Таким образом, мочикское искусство, о котором после работ Кучера складыва­лось впечатление как о почти неиссякаемом и надежном историческом источнике, в действительности оказалось сюжетно ограниченным и трудным для понимания. Усложнение проблематики исследовании сопровождалось изменениями в технике фиксации изображений и методических требованиях к ней. Сейчас подняты такие вопросы, как возможное происхождение сосудов отдельных мастерских, выделение на материалах росписей дробных хронологических этапов, а это требует фиксации мельчайших подробностей оригинала, безразличных для интерпретации содержания сцены. Соответственно Д. Макклелланд и другие современные художники делают свои прорисовки точнее, чем Кучер. Поскольку, однако, развертка на плоскость рисунка с шарообразного сосуда неизбежно ведет к искажениям и ни один худож­ник не застрахован от погрешностей, вполне адекватными могут считаться лишь те публикации, где рисунки сопровождаются фотографиями. Таков корпус брюссель­ских коллекций по мочика [2], появившийся, однако, лишь благодаря финансовой поддержке ЮНЕСКО. Недостатком подобных роскошных изданий является их вы­сокая стоимость, что закрывает им доступ во многие библиотеки. Ксерокопирование и качественное мпкрофотофильмирование альбомов с фотографиями тоже, как пра­вило, невозможны. В результате свободный доступ к материалам по доколумбовой иконографии, опубликованным с учетом современных требований, получают лишь специалисты, работающие в ведущих западных научных центрах.
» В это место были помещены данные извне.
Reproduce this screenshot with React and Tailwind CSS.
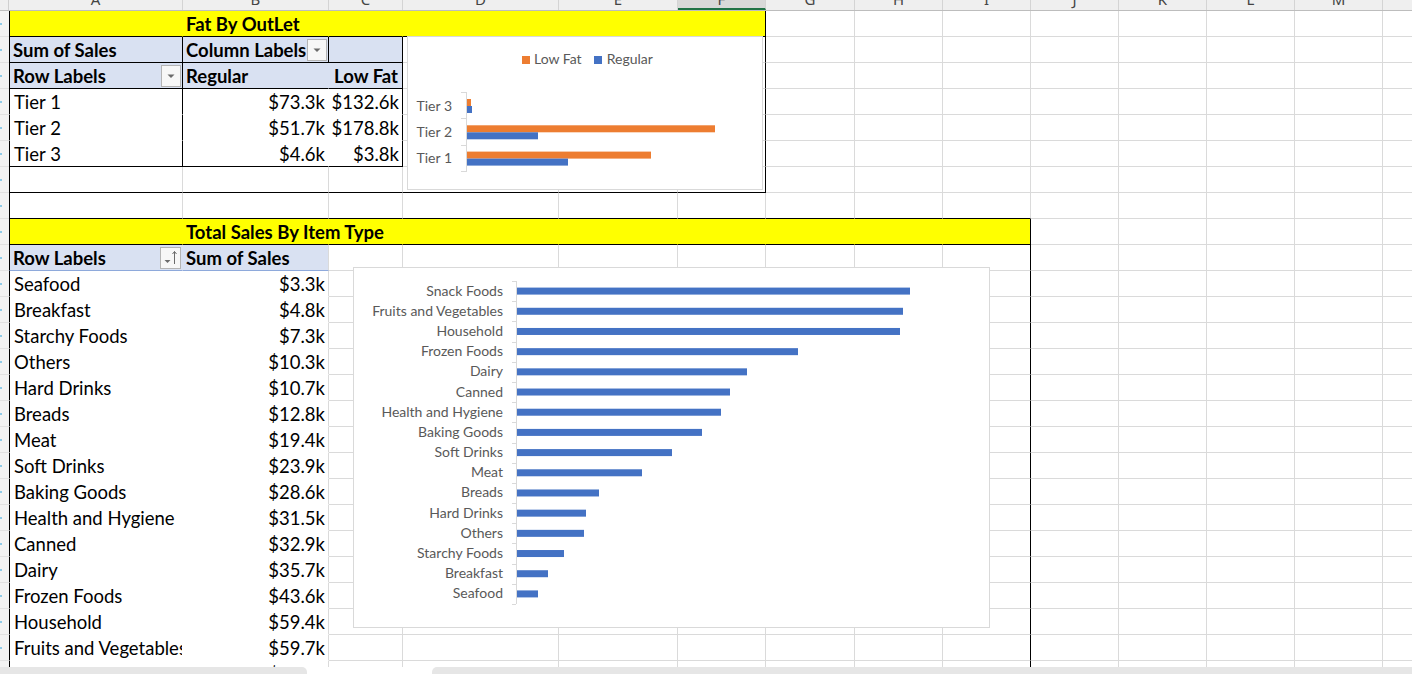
import React from 'react';

const G = 'border-r-[#dadada]';
const GB = 'border-b-[#dadada]';
const K = 'border-r-black';
const KB = 'border-b-black';
const T = 'border-r-transparent';
const TB = 'border-b-transparent';
const LB = 'border-b-[#8ea9db]';
const YEL = 'bg-[#ffff00]';
const BLU = 'bg-[#d9e1f2]';

const COLS = [
  { l: 'A', w: 'w-[174px]' },
  { l: 'B', w: 'w-[146px]' },
  { l: 'C', w: 'w-[74px]' },
  { l: 'D', w: 'w-[156px]' },
  { l: 'E', w: 'w-[119px]' },
  { l: 'F', w: 'w-[88px]' },
  { l: 'G', w: 'w-[89px]' },
  { l: 'H', w: 'w-[88px]' },
  { l: 'I', w: 'w-[88px]' },
  { l: 'J', w: 'w-[88px]' },
  { l: 'K', w: 'w-[88px]' },
  { l: 'L', w: 'w-[88px]' },
  { l: 'M', w: 'w-[88px]' },
  { l: 'N', w: 'w-[88px]' },
];

function Cell({ w, bg = 'bg-white', r = G, b = GB, extra = '', children }) {
  return (
    <div className={`${w} h-[26px] shrink-0 border-r border-b ${r} ${b} ${bg} ${extra} flex items-end`}>
      {children}
    </div>
  );
}

function L({ children }) {
  return (
    <span className="pl-[4px] pb-[3px] leading-none text-[18.5px] text-black whitespace-nowrap">{children}</span>
  );
}
function R({ children }) {
  return (
    <span className="ml-auto pr-[3px] pb-[3px] leading-none text-[18.5px] text-black whitespace-nowrap">{children}</span>
  );
}
function Bd({ children }) {
  return (
    <span className="pl-[3px] pb-[3px] leading-none text-[18.5px] font-bold text-black whitespace-nowrap">{children}</span>
  );
}
function BdR({ children }) {
  return (
    <span className="ml-auto pr-[4px] pb-[3px] leading-none text-[18.5px] font-bold text-black whitespace-nowrap">{children}</span>
  );
}
function Title({ children }) {
  return (
    <span className="relative z-10 pl-[3px] pb-[3px] leading-none text-[18.5px] font-bold text-black whitespace-nowrap">{children}</span>
  );
}

function DropBtn() {
  return (
    <div className="ml-auto mr-[1px] mb-[1px] w-[20px] h-[22px] shrink-0 border border-[#b4b4b4] bg-[#f7f7f7] flex items-center justify-center">
      <svg width="8" height="6" viewBox="0 0 8 6">
        <path d="M0.5 1.5 L7.5 1.5 L4 5 Z" fill="#6b6b6b" />
      </svg>
    </div>
  );
}

function SortBtn() {
  return (
    <div className="ml-auto mr-[1px] mb-[1px] w-[21px] h-[22px] shrink-0 border border-[#b4b4b4] bg-[#f7f7f7] flex items-center justify-center">
      <svg width="19" height="20" viewBox="0 0 19 20">
        <path d="M3.5 12 L9.5 12 L6.5 15 Z" fill="#6b6b6b" />
        <path d="M13.5 16 V3.5" stroke="#6b6b6b" strokeWidth="1" />
        <path d="M11.5 6 L13.5 3.5 L15.5 6" stroke="#6b6b6b" strokeWidth="1" fill="none" />
      </svg>
    </div>
  );
}

const ITEMS = [
  ['Seafood', '$3.3k'],
  ['Breakfast', '$4.8k'],
  ['Starchy Foods', '$7.3k'],
  ['Others', '$10.3k'],
  ['Hard Drinks', '$10.7k'],
  ['Breads', '$12.8k'],
  ['Meat', '$19.4k'],
  ['Soft Drinks', '$23.9k'],
  ['Baking Goods', '$28.6k'],
  ['Health and Hygiene', '$31.5k'],
  ['Canned', '$32.9k'],
  ['Dairy', '$35.7k'],
  ['Frozen Foods', '$43.6k'],
  ['Household', '$59.4k'],
  ['Fruits and Vegetables', '$59.7k'],
  ['Snack Foods', '$61.0k'],
];

function buildRows() {
  const rows = [];
  rows.push({
    A: { bg: YEL, r: T, b: KB },
    B: { bg: YEL, r: T, b: KB, children: <Title>Fat By OutLet</Title> },
    C: { bg: YEL, r: T, b: KB },
    D: { bg: YEL, r: T, b: KB },
    E: { bg: YEL, r: T, b: KB },
    F: { bg: YEL, r: K, b: KB },
  });
  rows.push({
    A: { bg: BLU, r: K, b: KB, children: <Bd>Sum of Sales</Bd> },
    B: { bg: BLU, r: K, b: KB, children: <><Bd>Column Labels</Bd><DropBtn /></> },
    C: { bg: BLU, r: K, b: KB },
    F: { r: K },
  });
  rows.push({
    A: { bg: BLU, r: K, b: KB, children: <><Bd>Row Labels</Bd><DropBtn /></> },
    B: { bg: BLU, r: T, b: KB, children: <Bd>Regular</Bd> },
    C: { bg: BLU, r: K, b: KB, children: <BdR>Low Fat</BdR> },
    F: { r: K },
  });
  const tiers = [
    ['Tier 1', '$73.3k', '$132.6k'],
    ['Tier 2', '$51.7k', '$178.8k'],
    ['Tier 3', '$4.6k', '$3.8k'],
  ];
  tiers.forEach(([t, a, b], i) => {
    const bb = i === 2 ? KB : TB;
    rows.push({
      A: { r: K, b: bb, children: <L>{t}</L> },
      B: { r: T, b: bb, children: <R>{a}</R> },
      C: { r: K, b: bb, children: <R>{b}</R> },
      F: { r: K },
    });
  });
  rows.push({
    A: { b: KB }, B: { b: KB }, C: { b: KB }, D: { b: KB }, E: { b: KB }, F: { r: K, b: KB },
  });
  rows.push({
    A: { b: KB }, B: { b: KB }, C: { b: KB }, D: { b: KB }, E: { b: KB }, F: { b: KB },
    G: { b: KB }, H: { b: KB }, I: { b: KB },
  });
  rows.push({
    A: { bg: YEL, r: T, b: KB },
    B: { bg: YEL, r: T, b: KB, children: <Title>Total Sales By Item Type</Title> },
    C: { bg: YEL, r: T, b: KB },
    D: { bg: YEL, r: T, b: KB },
    E: { bg: YEL, r: T, b: KB },
    F: { bg: YEL, r: T, b: KB },
    G: { bg: YEL, r: T, b: KB },
    H: { bg: YEL, r: T, b: KB },
    I: { bg: YEL, r: K, b: KB },
  });
  rows.push({
    A: { bg: BLU, r: T, b: LB, children: <><Bd>Row Labels</Bd><SortBtn /></> },
    B: { bg: BLU, r: G, b: LB, children: <Bd>Sum of Sales</Bd> },
    I: { r: K },
  });
  ITEMS.forEach(([n, v]) => {
    rows.push({
      A: { r: T, b: TB, extra: 'overflow-hidden', children: <L>{n}</L> },
      B: { b: TB, children: <R>{v}</R> },
      I: { r: K },
    });
  });
  return rows;
}

function Chart1() {
  const cats = [
    { l: 'Tier 3', c: 69, o: 5, b: 6, y: 73.7 },
    { l: 'Tier 2', c: 95.3, o: 249, b: 72, y: 100 },
    { l: 'Tier 1', c: 121.6, o: 185, b: 102, y: 126.3 },
  ];
  const ticks = [55, 81, 108, 134];
  return (
    <div className="absolute left-[407px] top-[25px] w-[356px] h-[154px] bg-white border border-[#d9d9d9]">
      <svg width="354" height="152" className="block font-['Lato',sans-serif]">
        <rect x="114" y="19" width="8" height="8" fill="#ed7d31" />
        <text x="126" y="27" fontSize="14" fill="#595959">Low Fat</text>
        <rect x="186" y="19" width="8" height="8" fill="#4472c4" />
        <text x="198.7" y="27" fontSize="14" fill="#595959">Regular</text>
        {cats.map((c) => (
          <g key={c.l}>
            <rect x="58" y={c.c - 7} width={c.o} height="7" fill="#ed7d31" />
            <rect x="58" y={c.c} width={c.b} height="7" fill="#4472c4" />
            <text x="44" y={c.y} textAnchor="end" fontSize="14" fill="#595959">{c.l}</text>
          </g>
        ))}
        <line x1="58.5" y1="55" x2="58.5" y2="135" stroke="#d9d9d9" />
        {ticks.map((t) => (
          <line key={t} x1="53" y1={t + 0.5} x2="58" y2={t + 0.5} stroke="#d9d9d9" />
        ))}
      </svg>
    </div>
  );
}

const BARS = [
  ['Snack Foods', 910],
  ['Fruits and Vegetables', 903],
  ['Household', 900],
  ['Frozen Foods', 798],
  ['Dairy', 747],
  ['Canned', 730],
  ['Health and Hygiene', 721],
  ['Baking Goods', 702],
  ['Soft Drinks', 672],
  ['Meat', 642],
  ['Breads', 599],
  ['Hard Drinks', 586],
  ['Others', 584],
  ['Starchy Foods', 564],
  ['Breakfast', 548],
  ['Seafood', 538],
];

function Chart2() {
  const step = 20.1875;
  return (
    <div className="absolute left-[353px] top-[256px] w-[637px] h-[361px] bg-white border border-[#d9d9d9]">
      <svg width="635" height="359" className="block font-['Lato',sans-serif]">
        {BARS.map(([n, end], k) => {
          const c = 13 + (k + 0.5) * step;
          return (
            <g key={n}>
              <rect x="162.5" y={c - 3.5} width={end - 516.5} height="7" fill="#4472c4" />
              <text x="149" y={c + 4.5} textAnchor="end" fontSize="14" fill="#595959">{n}</text>
            </g>
          );
        })}
        <line x1="162.5" y1="13" x2="162.5" y2="336" stroke="#d9d9d9" />
        {Array.from({ length: 17 }).map((_, k) => {
          const y = Math.round(13 + k * step) + 0.5;
          return <line key={k} x1="158" y1={y} x2="162" y2={y} stroke="#d9d9d9" />;
        })}
      </svg>
    </div>
  );
}

export default function App() {
  const rows = buildRows();
  return (
    <div className="w-[1412px] h-[674px] overflow-hidden bg-white font-['Lato',sans-serif] flex flex-col">
      {/* column header */}
      <div className="flex h-[11px] shrink-0 bg-[#efefef] border-b border-b-[#bdbdbd]">
        <div className="w-[9px] shrink-0 border-r border-r-[#cfcfcf]" />
        {COLS.map((c) => (
          <div
            key={c.l}
            className={`${c.w} shrink-0 h-[10px] border-r border-r-[#d4d4d4] flex flex-col justify-end items-center overflow-hidden ${c.l === 'F' ? 'bg-[#d9d9d9] border-b-2 border-b-[#217346]' : ''}`}
          >
            <span className={`font-['Noto_Sans',sans-serif] text-[15px] leading-[15px] text-[#444] ${c.l === 'F' ? 'pb-[1px]' : 'pb-[3px]'}`}>{c.l}</span>
          </div>
        ))}
      </div>
      {/* grid body */}
      <div className="relative h-[656px] shrink-0 overflow-hidden">
        {rows.map((spec, i) => (
          <div key={i} className="flex">
            <div className="w-[9px] h-[26px] shrink-0 bg-[#f3f3f3] border-b border-b-[#e2e2e2] flex items-center">
              <div className="w-[2px] h-[2px] bg-[#8fcbe8]" />
            </div>
            {COLS.map((c) => {
              const s = spec[c.l] || {};
              const extra = c.l === 'A' ? `border-l border-l-black ${s.extra || ''}` : s.extra || '';
              return (
                <Cell key={c.l} w={c.w} bg={s.bg} r={s.r} b={s.b} extra={extra}>
                  {s.children}
                </Cell>
              );
            })}
          </div>
        ))}
        <Chart1 />
        <Chart2 />
      </div>
      {/* horizontal scrollbar */}
      <div className="flex h-[7px] shrink-0 bg-white">
        <div className="w-[307px] bg-[#e6e6e6] rounded-tr-[5px]" />
        <div className="w-[125px]" />
        <div className="flex-1 bg-[#e6e6e6] rounded-tl-[5px]" />
      </div>
    </div>
  );
}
Стремясь предельно адекватно зафиксировать изображения, прежде чем за­няться анализом их содержания, К. Доннан создал в Беркли «Архив мочикского искусства». В нем на небольших отпечатках более чем с 70 тыс. негативов сосредо­точена исчерпывающая информация о 7 тыс. (на середину 70-х годов) предметах [3, с. 10—13]. Практически в архиве К. Доннана отражено все многообразие мочик­ского искусства, так как фотографировались лишь предметы, чем-либо отличавшие­ся от встречавшихся ранее, оставшиеся примерно 90 тыс. являются повторениями уже известных. Скопированы и все когда-либо публиковавшиеся прорисовки. Эта беспрецедентная фотоколлекция могла бы сделать излишней дальнейшую публика­цию мочикских изображений, если бы все специалисты имели возможность посетить Беркли. Для многих, однако, прорисовки Кучера остаются основным источником по мочикской иконографии.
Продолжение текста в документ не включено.